Following the procedure of Example 1 a commercial sample of a PIBSA (made from a HYVIS polybutene of M_n= 960 containing 70ppm of chlorine and having less than 50% of the residual olefinic double bonds of the vinylidene type, i.e. not a highly reactive polybutene) containing 20% w/w of a mixed aromatic solvent was imidated by reaction with triethylene tetramine at 165 to 175°C.
This is not an example according to the present invention because
the PIB used to make the PIBSA is not a highly reactive PIB.

Fuel compositions

Example 2

The PIB succinimide/aromatic solvent product of Example 1 was included as a component of a proprietary commercially formulated gasoline detergent package. The package (500ppm w/w) was blended in a 95 octane unleaded RF8A85 reference gasoline (base fuel).

Comparison Package 2

A gasoline detergent package was produced in the same manner as for Example 2 except that instead of the PIB succinimide product of Example 1 there was used the PIB succinimide product of Comparison Test 1.

Comparison Package 3

A gasoline detergent package was produced in the same manner as for Example 2 except that instead of the PIB succinimide product of Example 1 there was used a PIB amine.

Fuel Testing

Example 3

The gasoline of Example 2 was tested in an Opel Kadett engine. The manifold rating (on a scale 0-10 in which 10 represents clean) and the valve deposits (mg) were determined.
The results are given in the accompanying Table.

Comparison Test 3

Example 3 was repeated except that instead of using the gasoline of Example 2 there was used the gasoline of Comparison Package 2.
The results are given in the accompanying Table.

Comparison Test 4

Example 3 was repeated except that instead of using the gasoline of Example 2 there was used the gasoline of Comparison Package 3.

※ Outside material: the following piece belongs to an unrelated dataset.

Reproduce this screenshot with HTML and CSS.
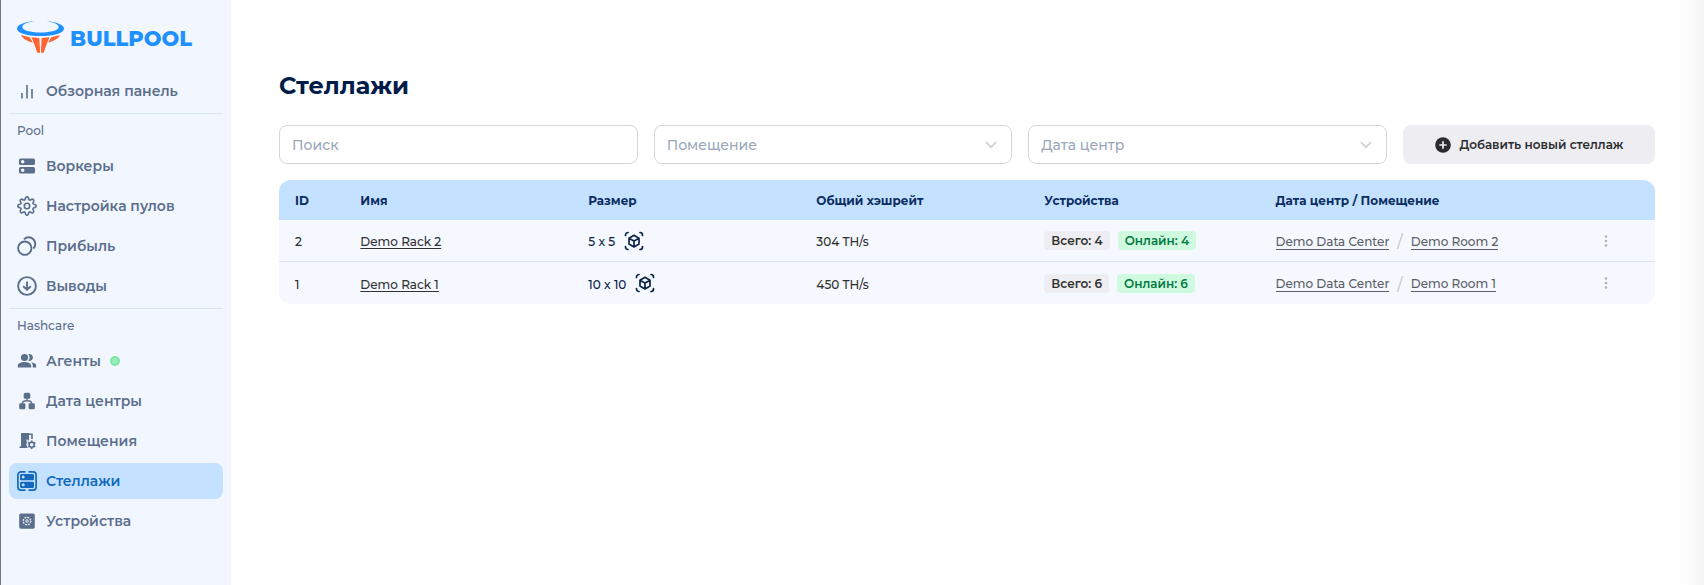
FILE: index.html
```html
<!DOCTYPE html>
<html lang="ru">
<head>
<meta charset="utf-8">
<title>Стеллажи — Bullpool</title>
<link rel="stylesheet" href="styles.css">
</head>
<body>
<svg class="sprite" aria-hidden="true">
  <symbol id="cube" viewBox="0 0 20 20">
    <g fill="none" stroke="currentColor" stroke-width="1.7" stroke-linecap="round" stroke-linejoin="round">
      <path d="M1.500 4.500V4a2.500 2.500 0 0 1 2.500-2.500M16 1.500A2.500 2.500 0 0 1 18.500 4v.5M18.500 15.500v.5A2.500 2.500 0 0 1 16 18.500M4 18.500A2.500 2.500 0 0 1 1.500 16v-.5"/>
      <path d="M10 4.300l5 2.900v5.800l-5 2.900-5-2.900V7.200zM5.200 7.400 10 10.100l4.800-2.700M10 10.100v5.600"/>
    </g>
  </symbol>
  <symbol id="chevron" viewBox="0 0 12 8">
    <path d="M1 1.200l5 5 5-5" fill="none" stroke="currentColor" stroke-width="1.700"/>
  </symbol>
  <symbol id="dots" viewBox="0 0 4 12">
    <g fill="currentColor"><circle cx="2" cy="1.500" r="1.300"/><circle cx="2" cy="6" r="1.300"/><circle cx="2" cy="10.500" r="1.300"/></g>
  </symbol>
</svg>
<div class="app">
  <aside class="sidebar">
    <a class="logo" href="#">
      <svg class="logo-mark" viewBox="0 0 48 34" aria-hidden="true">
        <path fill="#1e90ff" d="M18 1C8 1.500 0 4.500 0 8.500 0 13 10.500 16 24 16s24-3 24-7.500C48 4.500 40 1.500 30 1c8 1 12.500 3 12.500 5.700 0 3.300-7.500 5.600-18.500 5.600S5.500 10 5.500 6.700C5.500 4 10 2 18 1z"/>
        <g fill="#ff6332">
          <path d="M4 15l9 2.300 3.200 5.500C9.500 21 6 18.500 4 15zM44 15l-9 2.300-3.200 5.500C38.500 21 42 18.500 44 15z"/>
          <path d="M14.800 17.200l8 .7.800 15.300h-2.800l-2.800-8zM33.200 17.200l-8 .7-.8 15.300h2.800l2.800-8z"/>
        </g>
      </svg>
      <span class="logo-text">BULLPOOL</span>
    </a>
    <nav class="nav">
      <a class="nav-item" href="#">
        <svg viewBox="0 0 20 20"><path d="M5 12v5.500M10 4v13.500M15 8v9.500" fill="none" stroke="currentColor" stroke-width="1.600"/></svg>
        Обзорная панель</a>
      <hr>
      <h2>Pool</h2>
      <a class="nav-item" href="#">
        <svg viewBox="0 0 20 20"><path fill="currentColor" fill-rule="evenodd" d="M3.500 2.500h13A1.500 1.500 0 0 1 18 4v3.500A1.500 1.500 0 0 1 16.500 9h-13A1.500 1.500 0 0 1 2 7.500V4a1.500 1.500 0 0 1 1.500-1.500zM5.700 4a1.800 1.800 0 1 0 0 3.600 1.800 1.800 0 0 0 0-3.600zM3.500 11h13a1.500 1.500 0 0 1 1.500 1.500V16a1.500 1.500 0 0 1-1.500 1.500h-13A1.500 1.500 0 0 1 2 16v-3.500A1.500 1.500 0 0 1 3.500 11zm2.200 1.500a1.800 1.800 0 1 0 0 3.600 1.800 1.800 0 0 0 0-3.600z"/></svg>
        Воркеры</a>
      <a class="nav-item" href="#">
        <svg viewBox="0 0 20 20"><g fill="none" stroke="currentColor" stroke-width="1.600" stroke-linejoin="round"><circle cx="10" cy="10" r="2.700"/><path d="M8.300 3c.3-2.800 3.100-2.800 3.400 0 .2 1 1.200 1.400 2 .8 2.200-1.700 4.200.3 2.500 2.500-.6.800-.2 1.800.8 2 2.800.3 2.800 3.100 0 3.400-1 .2-1.400 1.200-.8 2 1.700 2.200-.3 4.200-2.500 2.500-.8-.6-1.800-.2-2 .8-.3 2.800-3.100 2.800-3.400 0-.2-1-1.200-1.400-2-.8-2.200 1.700-4.200-.3-2.500-2.500.6-.8.200-1.800-.8-2-2.800-.3-2.800-3.100 0-3.400 1-.2 1.400-1.200.8-2C2.100 4.100 4.100 2.100 6.300 3.800c.8.600 1.800.2 2-.8z"/></g></svg>
        Настройка пулов</a>
      <a class="nav-item" href="#">
        <svg viewBox="0 0 20 20"><g fill="none" stroke="currentColor" stroke-width="1.900"><circle cx="7.800" cy="12.200" r="6.700"/><path d="M7 3.300A6.300 6.300 0 1 1 16.400 12.500"/></g></svg>
        Прибыль</a>
      <a class="nav-item" href="#">
        <svg viewBox="0 0 20 20"><g fill="none" stroke="currentColor" stroke-width="1.900"><circle cx="10" cy="10" r="8.900"/><path d="M10 5.500v8M6.200 10.200l3.800 3.600 3.800-3.600"/></g></svg>
        Выводы</a>
      <hr>
      <h2>Hashcare</h2>
      <a class="nav-item" href="#">
        <svg viewBox="0 0 20 20"><g fill="currentColor"><circle cx="7.500" cy="6.500" r="3.600"/><path d="M.8 16.500v-1.800C.8 12.300 4.300 11 7.500 11s6.700 1.300 6.700 3.700v1.800zM11.300 3.200a3.500 3.500 0 1 1 0 6.600 5.300 5.300 0 0 0 0-6.600zM15.800 16.500v-1.800c0-1.500-.7-2.600-1.900-3.500 2.800.3 5.300 1.400 5.300 3.500v1.800z"/></g></svg>
        Агенты <span class="status-dot"></span></a>
      <a class="nav-item" href="#">
        <svg viewBox="0 0 20 20"><g fill="currentColor"><rect x="6.700" y="1.700" width="6.600" height="6" rx="1.500"/><rect x="2.200" y="12.300" width="6.200" height="6" rx="1.300"/><rect x="11.600" y="12.300" width="6.200" height="6" rx="1.300"/></g><path d="M10 7v2.800M5.300 12.500c0-2 1.500-2.700 4.700-2.700s4.700.7 4.700 2.700" fill="none" stroke="currentColor" stroke-width="1.400"/></svg>
        Дата центры</a>
      <a class="nav-item" href="#">
        <svg viewBox="0 0 20 20"><path fill="currentColor" fill-rule="evenodd" d="M4 2h8v15H2.500v-1.500H4zm5.500 6.500v2H11v-2z"/><path d="M11 3.300h4V8" fill="none" stroke="currentColor" stroke-width="1.600"/><circle cx="14.500" cy="13.500" r="5" fill="#f2f7ff"/><circle cx="14.700" cy="13.700" r="2.500" fill="none" stroke="currentColor" stroke-width="1.500"/><path d="M14.700 9.500v1.700M14.700 16.200v1.700M11.100 11.600l1.400.8M16.900 15l1.400.8M18.300 11.600l-1.400.8M12.500 15l-1.400.8" stroke="currentColor" stroke-width="1.700"/></svg>
        Помещения</a>
      <a class="nav-item active" href="#" aria-current="page">
        <svg viewBox="0 0 20 20"><path fill="none" stroke="currentColor" stroke-width="1.700" d="M8.500 .9H4A3.100 3.100 0 0 0 .9 4v12A3.100 3.100 0 0 0 4 19.100h4.500M11.500 .9H16A3.100 3.100 0 0 1 19.100 4v12a3.100 3.100 0 0 1-3.100 3.100h-4.500"/><path fill="currentColor" fill-rule="evenodd" d="M4.500 3h11A1.500 1.500 0 0 1 17 4.500V8a1.300 1.300 0 0 1-1.300 1.300H4.300A1.300 1.300 0 0 1 3 8V4.500A1.500 1.500 0 0 1 4.500 3zm1.700 1.600a1.500 1.500 0 1 0 0 3 1.500 1.500 0 0 0 0-3zM4.300 10.700h11.400A1.300 1.300 0 0 1 17 12v3.500a1.500 1.500 0 0 1-1.500 1.500h-11A1.500 1.500 0 0 1 3 15.500V12a1.300 1.300 0 0 1 1.300-1.300zm1.900 1.500a1.500 1.500 0 1 0 0 3 1.500 1.500 0 0 0 0-3z"/></svg>
        Стеллажи</a>
      <a class="nav-item" href="#">
        <svg viewBox="0 0 20 20"><rect x="2.200" y="2.500" width="15.600" height="15.200" rx="1.600" fill="currentColor"/><g fill="none" stroke="#f2f7ff"><circle cx="10" cy="10" r="3.700" stroke-width="1.300" stroke-dasharray="1.800 1.100"/><circle cx="10" cy="10" r="1.300" stroke-width=".9"/></g></svg>
        Устройства</a>
    </nav>
  </aside>
  <main class="main">
    <h1>Стеллажи</h1>
    <form class="filters">
      <input class="field" type="text" placeholder="Поиск" aria-label="Поиск">
      <div class="select">
        <select class="field" aria-label="Помещение"><option>Помещение</option></select>
        <svg><use href="#chevron"/></svg>
      </div>
      <div class="select">
        <select class="field" aria-label="Дата центр"><option>Дата центр</option></select>
        <svg><use href="#chevron"/></svg>
      </div>
      <button class="add" type="button">
        <svg viewBox="0 0 16 16"><circle cx="8" cy="8" r="7.800" fill="currentColor"/><path d="M8 4.300v7.400M4.300 8h7.400" stroke="#ededf2" stroke-width="1.700"/></svg>
        Добавить новый стеллаж</button>
    </form>
    <table class="racks">
      <colgroup><col class="col-id"><col class="col-name"><col class="col-name"><col class="col-name"><col class="col-devices"><col><col class="col-actions"></colgroup>
      <thead>
        <tr><th>ID</th><th>Имя</th><th>Размер</th><th>Общий хэшрейт</th><th>Устройства</th><th>Дата центр / Помещение</th><th></th></tr>
      </thead>
      <tbody>
        <tr>
          <td>2</td>
          <td><a class="rack" href="#">Demo Rack 2</a></td>
          <td><div class="size">5 x 5 <svg><use href="#cube"/></svg></div></td>
          <td>304 TH/s</td>
          <td><div class="tags"><span class="tag">Всего: 4</span><span class="tag online">Онлайн: 4</span></div></td>
          <td><div class="place"><a href="#">Demo Data Center</a><span>/</span><a href="#">Demo Room 2</a></div></td>
          <td><button class="more" type="button" aria-label="Действия"><svg><use href="#dots"/></svg></button></td>
        </tr>
        <tr>
          <td>1</td>
          <td><a class="rack" href="#">Demo Rack 1</a></td>
          <td><div class="size">10 x 10 <svg><use href="#cube"/></svg></div></td>
          <td>450 TH/s</td>
          <td><div class="tags"><span class="tag">Всего: 6</span><span class="tag online">Онлайн: 6</span></div></td>
          <td><div class="place"><a href="#">Demo Data Center</a><span>/</span><a href="#">Demo Room 1</a></div></td>
          <td><button class="more" type="button" aria-label="Действия"><svg><use href="#dots"/></svg></button></td>
        </tr>
      </tbody>
    </table>
  </main>
</div>
</body>
</html>
```
FILE: styles.css
```css
* { box-sizing: border-box; }
body {
  margin: 0;
  font-family: Montserrat, Inter, "Noto Sans", sans-serif;
  font-size: 12px;
  font-weight: 500;
  color: #303030;
  background: #fff;
}
a { color: inherit; text-decoration: none; }
button, input, select { font: inherit; }
.sprite { display: none; }
.app { display: flex; min-height: 100vh; border-left: 1px solid #77797d; }

.sidebar { width: 230px; flex: none; padding: 20px 8px; background: #f2f7ff; }
.logo { display: flex; align-items: center; gap: 6px; height: 34px; margin: 0 8px 19px; }
.logo-mark { width: 47px; height: 34px; flex: none; }
.logo-text {
  padding-top: 4px;
  font-size: 21px;
  font-weight: 800;
  line-height: 24px;
  color: #1e90ff;
}
.nav { display: flex; flex-direction: column; gap: 4px; }
.nav-item {
  display: flex;
  align-items: center;
  gap: 9px;
  height: 36px;
  padding: 0 8px;
  border-radius: 8px;
  font-size: 14px;
  font-weight: 600;
  color: #5b6e8c;
}
.nav-item svg { width: 20px; height: 20px; flex: none; }
.nav-item.active { background: #c4e2ff; color: #1269bf; }
.nav hr { width: 100%; margin: 0; border: 0; border-top: 1px solid #dae5f2; }
.nav h2 { margin: 3px 8px; font-size: 12px; font-weight: 500; line-height: 20px; color: #5b6e8c; }
.status-dot { width: 10px; height: 10px; border: 2px solid #7ce6a4; border-radius: 50%; background: #98efb8; }

.main {
  flex: 1;
  min-width: 0;
  padding: 70px 49px 24px 48px;
  background: linear-gradient(to left, #f3f3f3, #fdfdfd 16px, #fff 36px);
}
h1 { margin: 0 0 23px; font-size: 24px; font-weight: 700; line-height: 32px; color: #001d4a; }
.filters { display: grid; grid-template-columns: repeat(3, 1fr) 252px; gap: 16px; margin-bottom: 16px; }
.field {
  width: 100%;
  height: 39px;
  padding: 0 12px;
  border: 1px solid #d6d6d9;
  border-radius: 8px;
  background: transparent;
  font-size: 14px;
  color: #9ba7b9;
  appearance: none;
}
.field::placeholder { color: #9ba7b9; }
.select { display: grid; align-items: center; }
.select > * { grid-area: 1 / 1; }
.select svg { width: 12px; height: 8px; justify-self: end; margin-right: 15px; color: #cfd1d4; pointer-events: none; }
.add {
  display: flex;
  align-items: center;
  justify-content: center;
  gap: 9px;
  border: 0;
  border-radius: 8px;
  background: #ededf2;
  font-size: 12px;
  font-weight: 600;
  color: #2c2c2e;
}
.add svg { width: 16px; height: 16px; }

.racks {
  width: 100%;
  table-layout: fixed;
  border-collapse: separate;
  border-spacing: 0;
  border-radius: 12px;
  overflow: hidden;
  background: #f5f8ff;
}
.col-id { width: 4.75%; }
.col-name { width: 16.57%; }
.col-devices { width: 16.8%; }
.col-actions { width: 7.1%; }
.racks th { height: 40px; padding: 0 16px; background: #c4e2ff; font-weight: 700; text-align: left; color: #0c2d62; }
.racks td { height: 42px; padding: 2px 16px 0; }
.racks tbody tr:not(:last-child) td { border-bottom: 1px solid #dae5f0; }
.rack { text-decoration: underline; text-underline-offset: 2px; }
.size { display: flex; align-items: center; gap: 9px; color: #0b2447; }
.size svg { width: 20px; height: 20px; margin-bottom: 2px; }
.tags { display: flex; gap: 8px; margin-bottom: 2px; }
.tag { padding: 0 7px; border-radius: 4px; background: #ededf2; font-weight: 600; line-height: 19px; }
.tag.online { background: #d0fadf; color: #007a43; }
.place { display: flex; align-items: center; gap: 8px; color: #5c5e66; }
.place a { border-bottom: 1px solid #5c5e66; }
.place span { font-size: 16px; font-weight: 400; color: #bfc1c7; }
.more { display: grid; place-items: center; width: 100%; height: 24px; margin-bottom: 2px; padding: 0; border: 0; background: none; color: #aeb1b8; }
.more svg { width: 4px; height: 12px; }
```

The results are given in the accompanying Table.

TABLE

Example	Sample	Manifold rating (10 = clean)	Valve deposit (mg)
3	Package containing PIB succinimide of Ex.1	10	116
Comp. Test 3	Package containing PIB succinimde of Comp. Test 1	10	229
Comp. Test 4	Package containing PIB amine	8.5	98
	Base fuel	4.6	327

Claims

A fuel composition comprising a major amount of a liquid hydrocarbon fuel and, in an amount to provide detergency, a polyisobutene (PIB) succinimide derived from the reaction of a polyisobutene-substituted succinic acylating agent and an amine having at least one reactive hydrogen bonded to an amine nitrogen
characterised in that
the polyisobutene-substituted succinic acylating agent is obtained by a thermal route and the polyisobutene substituent is derived from a polyisobutene wherein greater than 50% of the residual olefinic double bonds are of the vinylidene type.
A fuel composition according to claim 1 wherein the polyisobutene-substituted succinic acylating agent is obtained by the thermal reaction of a polyisobutene wherein greater than 50% of the residual olefinic double bonds are of the vinylidene type and a succinic acylating agent of the formula:-

R - CO - CH = CH - CO - R¹ (I)

wherein R and R¹ are independently -OH, -O-hydrocarbyl or taken together are a single oxygen atom.
A fuel composition according to claim 2 wherein the succinic acylating agent is maleic anhydride and the resulting polyisobutene-substituted succinic acylating agent is polyisobutene succinic anhydride (PIBSA).
A fuel composition according to either claim 2 or claim 3 wherein the number average molecular weight of the polyisobutene is in the range from about 700 to about 5,000.
A fuel composition according to any one of the preceding claims wherein the amine from which the PIB succinimide is derived has at least one primary amine group capable of reacting with the acylating agent.
A fuel composition according to claim 5 wherein the amine is a polyalkylene polyamine of the formula:-

H₂N(R-NH)_nH (II)

wherein R is a divalent aliphatic hydrocarbon group having 2 to 4 carbon atoms and n is an integer in the range 1 to 10.
A fuel composition according to claim 6 wherein the amine is a polyalkylene polyamine of the formula (II) wherein R is the group -CH₂CH₂- and n has a value of 2 to 6.
A fuel composition according to any one of the preceding claims additionally incorporating a PIB polyamine.
A fuel composition according to claim 8 wherein the PIB moiety of the PIB polyamine is derived from a PIB wherein greater than 50% of the residual olefinic double bonds are of the vinylidene type.
A concentrate composition suitable for use in the fuel composition of claim which concentrate composition comprises a PIB succinimide derived from the reaction of a PIB-substituted succinic acylating agent and an amine having at least one reactive hydrogen bonded to an amine nitrogen, a fuel soluble carrier and/or a fuel soluble diluent
characterised in that
the PIB-substituted succinic acylating agent is obtained by a thermal route and the PIB substitutent is derived from a PIB wherein greater than 50% of the residual olefinic double bonds are of the vinylidene type.